The coalition is now urging the United States to oppose loans or projects that include a range of harmful provisions, including restrictions on labor rights; increased water charges for the poor; environmentally hazardous practices such as aggressive pesticide use; privatization without safeguards for workers and protections against corruption; and privatization of tobacco enterprises.

The coalition is also proposing the IDA appropriation be accompanied by new U.S. support for debt cancellation for the poorest countries, social and environmental assessments of structural adjustment, and requirements that the World Bank measure the effectiveness of its project loans.

Some set of these proposals will appear in an IDA authorization bill, which Congress will consider over the summer, as well as in the foreign operations appropriations bill, which is sure to pass by the end of the Congressional term.

It is sad and pathetic that these reforms, limiting the ability of the World Bank and IMF to do harm, must come from the U.S. Congress.

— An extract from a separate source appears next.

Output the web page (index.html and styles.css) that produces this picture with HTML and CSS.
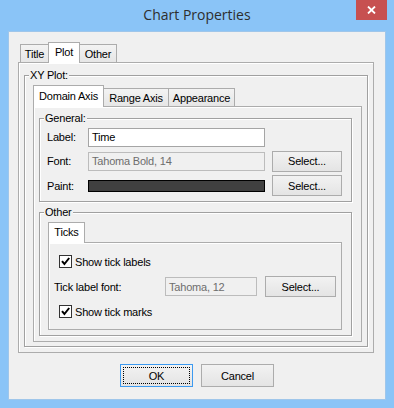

Sad, because institutions that claim to be devoted to eradicating poverty should not need such external discipline. Pathetic, because it is not people in affected countries who have the ability to influence the institutions’ policies, but uniquely the citizens of the United States.

With that power and influence comes obligation. The Treasury Department will oppose the coalition’s proposals, if for no other reason than it does not like Congress trying to direct policy toward the Bank and IMF. It will take an expression of citizen concern to overcome the Treasury Department’s obstruction.